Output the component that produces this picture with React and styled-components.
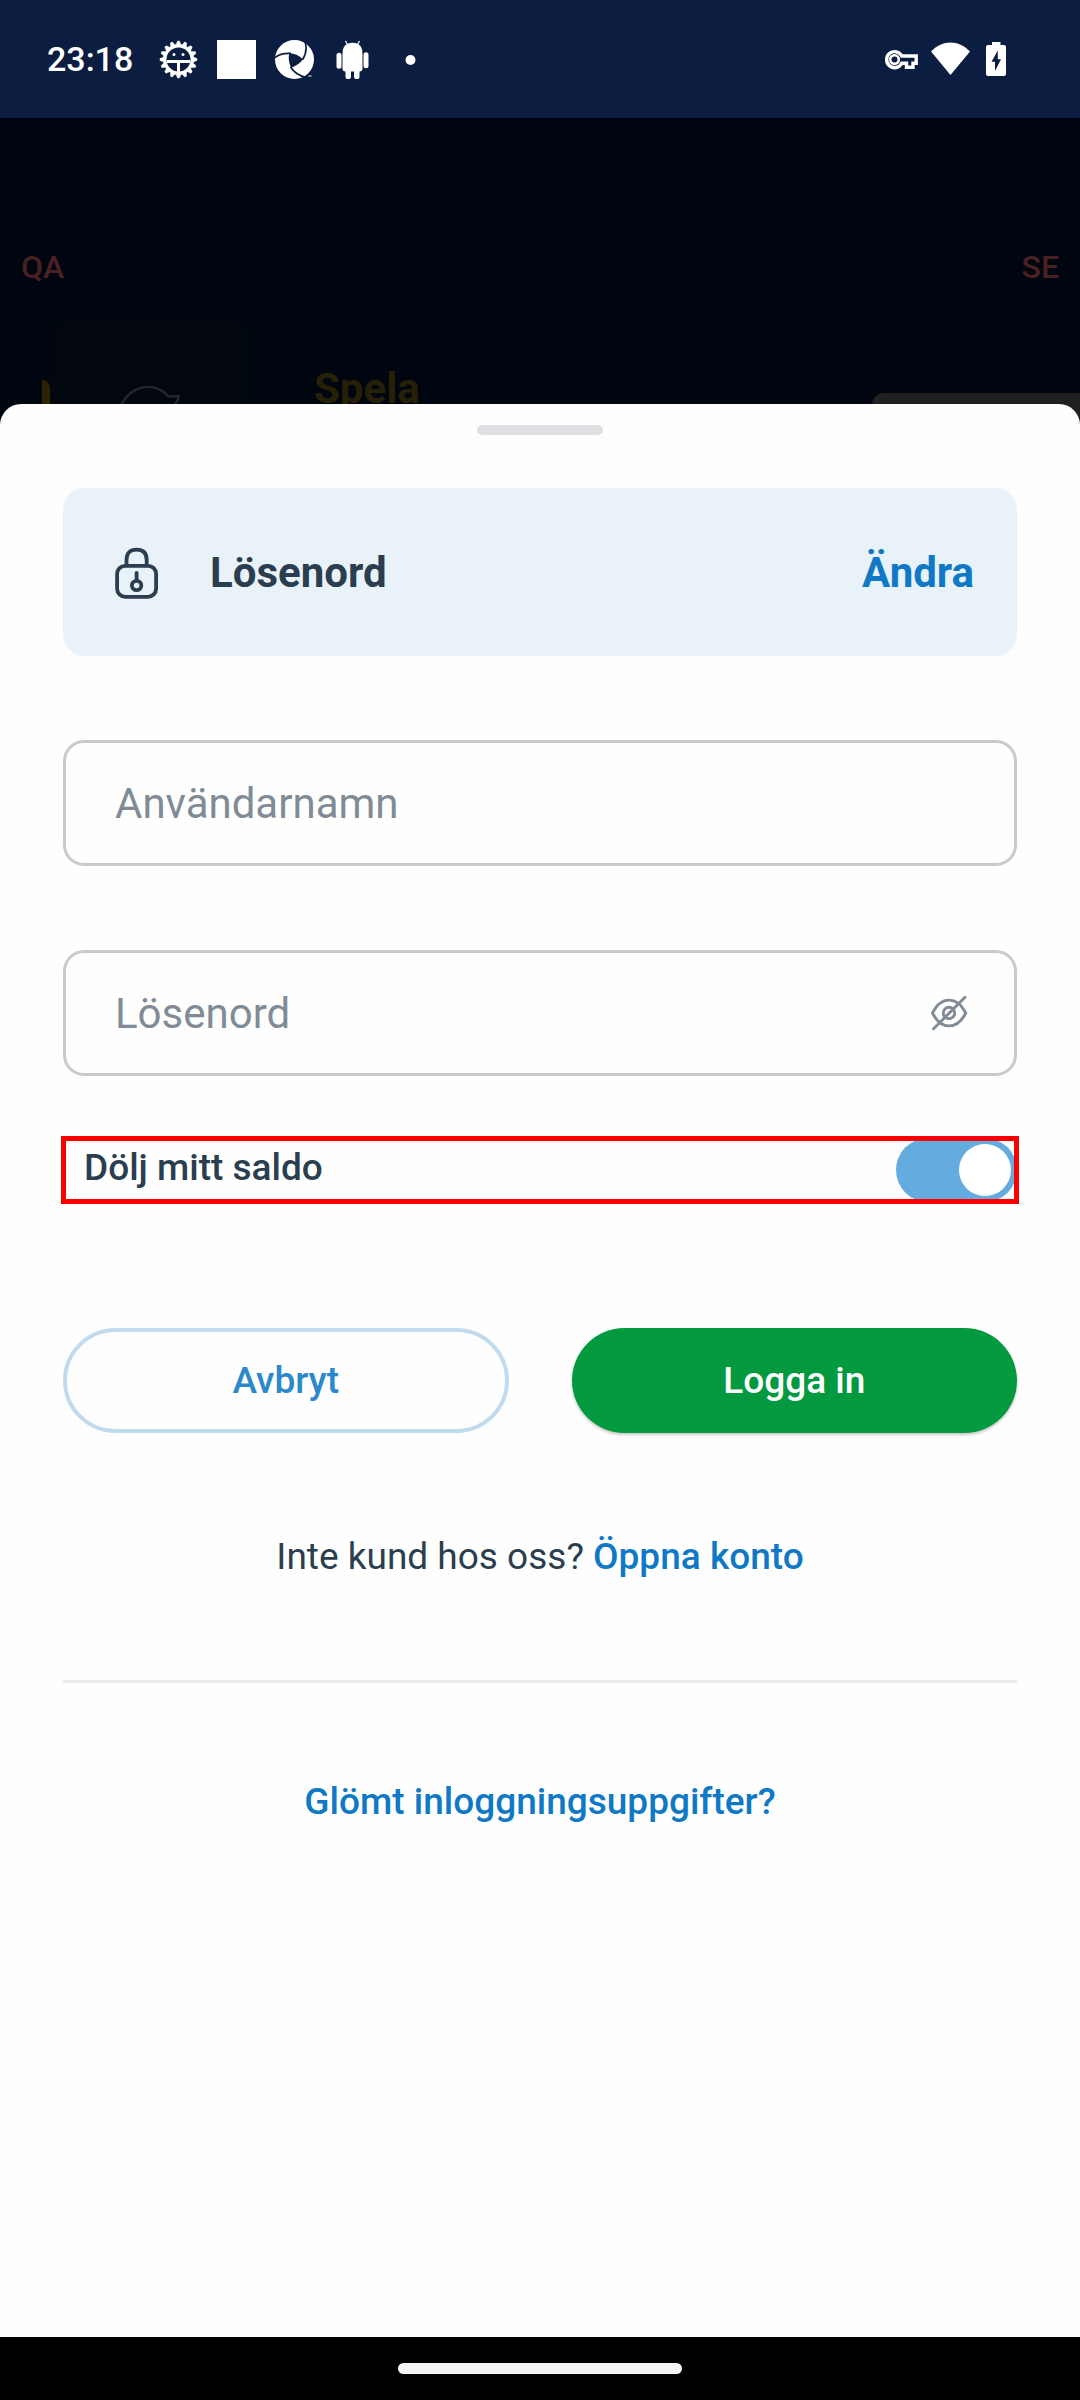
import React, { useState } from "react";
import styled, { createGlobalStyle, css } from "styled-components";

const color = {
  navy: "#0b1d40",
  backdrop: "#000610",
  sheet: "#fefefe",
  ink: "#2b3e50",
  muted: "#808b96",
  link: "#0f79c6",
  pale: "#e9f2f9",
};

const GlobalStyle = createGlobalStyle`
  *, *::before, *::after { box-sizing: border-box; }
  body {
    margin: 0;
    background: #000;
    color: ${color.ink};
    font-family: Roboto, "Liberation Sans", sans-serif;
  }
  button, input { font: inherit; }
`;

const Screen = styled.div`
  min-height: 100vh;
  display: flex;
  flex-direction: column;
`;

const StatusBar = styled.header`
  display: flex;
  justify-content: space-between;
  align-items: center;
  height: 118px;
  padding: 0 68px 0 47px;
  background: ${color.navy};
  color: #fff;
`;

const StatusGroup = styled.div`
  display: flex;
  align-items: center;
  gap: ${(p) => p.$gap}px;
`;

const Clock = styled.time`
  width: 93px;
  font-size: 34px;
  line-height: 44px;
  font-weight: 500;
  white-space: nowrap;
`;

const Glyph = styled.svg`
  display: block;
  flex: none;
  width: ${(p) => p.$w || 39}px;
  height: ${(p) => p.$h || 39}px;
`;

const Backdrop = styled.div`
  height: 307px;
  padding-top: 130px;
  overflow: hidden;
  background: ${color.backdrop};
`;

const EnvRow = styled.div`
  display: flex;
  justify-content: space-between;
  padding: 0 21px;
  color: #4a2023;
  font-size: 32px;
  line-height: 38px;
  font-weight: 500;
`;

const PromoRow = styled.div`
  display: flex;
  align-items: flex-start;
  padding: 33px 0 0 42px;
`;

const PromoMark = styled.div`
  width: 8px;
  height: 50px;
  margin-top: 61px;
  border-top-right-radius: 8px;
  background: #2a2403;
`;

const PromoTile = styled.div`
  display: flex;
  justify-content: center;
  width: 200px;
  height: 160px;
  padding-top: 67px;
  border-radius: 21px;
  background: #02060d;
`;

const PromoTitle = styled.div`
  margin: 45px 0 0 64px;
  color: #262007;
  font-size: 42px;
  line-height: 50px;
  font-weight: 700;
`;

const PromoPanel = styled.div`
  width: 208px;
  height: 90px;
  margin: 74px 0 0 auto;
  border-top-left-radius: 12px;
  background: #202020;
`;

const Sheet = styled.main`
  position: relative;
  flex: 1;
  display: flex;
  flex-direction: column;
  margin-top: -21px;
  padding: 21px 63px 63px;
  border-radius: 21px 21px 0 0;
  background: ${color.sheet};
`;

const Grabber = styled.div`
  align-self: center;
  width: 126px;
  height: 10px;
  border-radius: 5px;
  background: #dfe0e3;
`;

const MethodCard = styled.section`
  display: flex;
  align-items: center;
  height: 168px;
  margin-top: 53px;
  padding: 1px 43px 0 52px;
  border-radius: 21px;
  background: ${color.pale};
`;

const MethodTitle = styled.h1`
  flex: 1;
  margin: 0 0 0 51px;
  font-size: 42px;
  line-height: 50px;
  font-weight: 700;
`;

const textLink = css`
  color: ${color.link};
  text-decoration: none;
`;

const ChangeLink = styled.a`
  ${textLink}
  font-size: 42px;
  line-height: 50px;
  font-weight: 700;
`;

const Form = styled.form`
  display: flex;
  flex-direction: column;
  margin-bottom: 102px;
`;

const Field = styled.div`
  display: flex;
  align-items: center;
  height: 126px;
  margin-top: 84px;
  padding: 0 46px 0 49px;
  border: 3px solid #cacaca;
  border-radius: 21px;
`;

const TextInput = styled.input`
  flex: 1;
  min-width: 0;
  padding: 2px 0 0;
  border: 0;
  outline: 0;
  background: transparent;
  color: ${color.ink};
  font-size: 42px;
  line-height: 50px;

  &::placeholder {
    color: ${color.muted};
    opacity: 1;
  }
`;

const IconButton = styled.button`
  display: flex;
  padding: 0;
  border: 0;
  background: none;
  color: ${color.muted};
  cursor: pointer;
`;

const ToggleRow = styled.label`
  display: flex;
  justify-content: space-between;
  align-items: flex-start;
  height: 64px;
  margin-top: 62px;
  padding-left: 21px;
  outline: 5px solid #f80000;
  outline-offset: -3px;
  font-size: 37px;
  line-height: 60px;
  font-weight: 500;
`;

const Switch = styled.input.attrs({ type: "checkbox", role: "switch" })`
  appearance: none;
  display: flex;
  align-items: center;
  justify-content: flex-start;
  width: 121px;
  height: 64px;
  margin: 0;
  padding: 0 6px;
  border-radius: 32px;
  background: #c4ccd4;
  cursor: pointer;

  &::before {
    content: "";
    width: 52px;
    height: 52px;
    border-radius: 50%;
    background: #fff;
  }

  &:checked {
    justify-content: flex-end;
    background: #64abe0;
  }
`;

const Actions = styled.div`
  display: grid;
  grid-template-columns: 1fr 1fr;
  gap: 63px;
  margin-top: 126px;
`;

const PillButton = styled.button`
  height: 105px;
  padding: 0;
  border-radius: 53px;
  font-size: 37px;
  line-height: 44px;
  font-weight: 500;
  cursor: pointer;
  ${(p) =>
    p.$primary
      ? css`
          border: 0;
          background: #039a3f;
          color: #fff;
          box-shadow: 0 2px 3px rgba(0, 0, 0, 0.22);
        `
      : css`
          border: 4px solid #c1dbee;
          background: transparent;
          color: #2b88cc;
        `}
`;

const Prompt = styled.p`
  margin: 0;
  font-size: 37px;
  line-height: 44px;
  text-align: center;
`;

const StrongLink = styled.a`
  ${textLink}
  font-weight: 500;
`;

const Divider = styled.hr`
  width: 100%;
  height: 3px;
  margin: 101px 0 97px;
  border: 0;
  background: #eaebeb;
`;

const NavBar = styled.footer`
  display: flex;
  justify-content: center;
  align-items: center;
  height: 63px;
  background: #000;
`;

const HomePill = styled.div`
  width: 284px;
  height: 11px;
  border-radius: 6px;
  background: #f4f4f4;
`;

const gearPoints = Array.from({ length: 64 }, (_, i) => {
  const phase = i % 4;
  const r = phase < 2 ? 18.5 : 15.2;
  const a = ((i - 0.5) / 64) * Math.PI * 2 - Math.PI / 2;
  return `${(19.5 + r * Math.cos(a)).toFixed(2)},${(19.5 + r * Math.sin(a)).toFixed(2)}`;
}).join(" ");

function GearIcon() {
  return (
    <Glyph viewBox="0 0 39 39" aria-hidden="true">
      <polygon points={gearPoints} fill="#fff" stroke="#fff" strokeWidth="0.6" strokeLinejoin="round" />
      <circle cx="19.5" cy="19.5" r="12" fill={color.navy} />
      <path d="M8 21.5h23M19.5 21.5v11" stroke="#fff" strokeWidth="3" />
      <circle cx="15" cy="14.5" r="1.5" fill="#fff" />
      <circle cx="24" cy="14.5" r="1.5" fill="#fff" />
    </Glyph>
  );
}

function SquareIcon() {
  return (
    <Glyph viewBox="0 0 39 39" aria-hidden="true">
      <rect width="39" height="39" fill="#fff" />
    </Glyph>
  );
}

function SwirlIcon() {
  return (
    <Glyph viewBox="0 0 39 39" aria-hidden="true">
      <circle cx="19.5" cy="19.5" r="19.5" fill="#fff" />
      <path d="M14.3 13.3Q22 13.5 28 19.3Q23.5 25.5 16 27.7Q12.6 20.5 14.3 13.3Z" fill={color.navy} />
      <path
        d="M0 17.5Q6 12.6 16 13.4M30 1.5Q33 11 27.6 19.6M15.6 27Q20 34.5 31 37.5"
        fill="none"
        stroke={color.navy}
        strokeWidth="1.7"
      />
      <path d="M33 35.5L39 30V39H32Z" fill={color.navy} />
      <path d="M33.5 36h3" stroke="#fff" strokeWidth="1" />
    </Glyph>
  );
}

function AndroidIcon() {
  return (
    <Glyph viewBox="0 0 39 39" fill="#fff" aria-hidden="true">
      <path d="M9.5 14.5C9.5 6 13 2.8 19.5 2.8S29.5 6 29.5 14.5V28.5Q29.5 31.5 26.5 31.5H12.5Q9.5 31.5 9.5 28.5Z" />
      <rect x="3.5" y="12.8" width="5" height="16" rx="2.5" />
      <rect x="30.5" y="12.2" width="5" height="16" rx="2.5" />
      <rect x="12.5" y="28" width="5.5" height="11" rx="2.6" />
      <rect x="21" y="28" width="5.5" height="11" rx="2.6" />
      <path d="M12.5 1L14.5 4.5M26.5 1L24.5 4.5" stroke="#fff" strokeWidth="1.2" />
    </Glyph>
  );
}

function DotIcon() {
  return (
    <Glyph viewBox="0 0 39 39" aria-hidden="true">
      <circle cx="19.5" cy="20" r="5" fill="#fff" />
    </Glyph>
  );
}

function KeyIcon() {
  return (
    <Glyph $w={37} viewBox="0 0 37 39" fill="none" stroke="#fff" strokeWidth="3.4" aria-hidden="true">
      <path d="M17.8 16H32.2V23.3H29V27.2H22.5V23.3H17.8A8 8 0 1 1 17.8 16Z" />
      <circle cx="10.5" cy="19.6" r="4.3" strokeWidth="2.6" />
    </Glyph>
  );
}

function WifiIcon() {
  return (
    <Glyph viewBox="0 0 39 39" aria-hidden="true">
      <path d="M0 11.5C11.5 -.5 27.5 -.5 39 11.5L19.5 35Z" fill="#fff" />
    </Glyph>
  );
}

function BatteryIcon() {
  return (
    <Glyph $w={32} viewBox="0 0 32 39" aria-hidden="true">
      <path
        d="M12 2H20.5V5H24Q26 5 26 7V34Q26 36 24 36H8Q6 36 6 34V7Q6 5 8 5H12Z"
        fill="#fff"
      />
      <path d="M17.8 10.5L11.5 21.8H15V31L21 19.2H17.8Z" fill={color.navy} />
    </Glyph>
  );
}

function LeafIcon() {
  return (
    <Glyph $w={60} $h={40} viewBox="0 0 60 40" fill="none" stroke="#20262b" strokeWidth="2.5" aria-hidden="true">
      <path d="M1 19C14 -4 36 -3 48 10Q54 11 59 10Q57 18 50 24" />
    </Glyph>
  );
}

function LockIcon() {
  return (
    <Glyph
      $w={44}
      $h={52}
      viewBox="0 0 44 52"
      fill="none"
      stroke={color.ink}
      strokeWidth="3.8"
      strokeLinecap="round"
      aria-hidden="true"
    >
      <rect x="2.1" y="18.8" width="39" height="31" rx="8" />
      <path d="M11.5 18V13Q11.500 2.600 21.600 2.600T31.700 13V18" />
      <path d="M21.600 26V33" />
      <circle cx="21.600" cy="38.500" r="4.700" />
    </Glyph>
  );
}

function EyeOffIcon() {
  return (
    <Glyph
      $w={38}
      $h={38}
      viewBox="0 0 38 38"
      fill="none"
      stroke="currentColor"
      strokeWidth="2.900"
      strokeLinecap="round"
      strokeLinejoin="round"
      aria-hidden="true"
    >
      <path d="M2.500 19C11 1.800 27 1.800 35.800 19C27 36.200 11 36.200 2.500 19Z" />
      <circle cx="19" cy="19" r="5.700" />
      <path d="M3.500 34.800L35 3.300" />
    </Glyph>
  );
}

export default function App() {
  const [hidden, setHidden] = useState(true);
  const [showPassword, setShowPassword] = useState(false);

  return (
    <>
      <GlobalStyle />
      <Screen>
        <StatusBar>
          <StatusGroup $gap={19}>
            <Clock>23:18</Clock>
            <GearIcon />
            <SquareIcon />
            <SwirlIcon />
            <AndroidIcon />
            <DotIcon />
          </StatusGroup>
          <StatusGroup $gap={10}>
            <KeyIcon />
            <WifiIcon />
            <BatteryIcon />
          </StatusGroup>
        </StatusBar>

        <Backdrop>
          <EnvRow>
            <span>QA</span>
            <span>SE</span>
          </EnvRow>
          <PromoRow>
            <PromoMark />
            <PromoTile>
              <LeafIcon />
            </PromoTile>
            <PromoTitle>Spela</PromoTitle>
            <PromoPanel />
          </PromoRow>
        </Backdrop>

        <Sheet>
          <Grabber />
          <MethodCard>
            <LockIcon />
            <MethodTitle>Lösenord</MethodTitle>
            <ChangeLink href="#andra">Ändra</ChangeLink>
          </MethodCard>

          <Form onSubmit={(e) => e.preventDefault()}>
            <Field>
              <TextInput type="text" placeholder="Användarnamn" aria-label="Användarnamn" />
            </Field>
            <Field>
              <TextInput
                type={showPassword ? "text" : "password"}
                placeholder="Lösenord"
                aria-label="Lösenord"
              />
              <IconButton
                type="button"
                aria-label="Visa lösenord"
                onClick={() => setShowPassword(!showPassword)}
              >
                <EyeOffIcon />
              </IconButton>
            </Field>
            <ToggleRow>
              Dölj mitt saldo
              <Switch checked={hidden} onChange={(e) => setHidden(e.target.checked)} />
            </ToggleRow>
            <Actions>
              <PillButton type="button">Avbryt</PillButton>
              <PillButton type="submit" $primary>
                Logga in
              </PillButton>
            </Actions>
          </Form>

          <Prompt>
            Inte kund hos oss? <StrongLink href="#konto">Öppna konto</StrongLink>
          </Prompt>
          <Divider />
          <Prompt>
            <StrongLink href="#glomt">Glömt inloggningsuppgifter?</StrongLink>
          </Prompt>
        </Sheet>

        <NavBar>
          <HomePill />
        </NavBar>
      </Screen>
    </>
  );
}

▸ YOUR INSTRUCTIONS
All lines above with "components" in them should be returned.

▸ RESULT OF THIS TASK
Output the component that produces this picture with React and styled-components.
import styled, { createGlobalStyle, css } from "styled-components";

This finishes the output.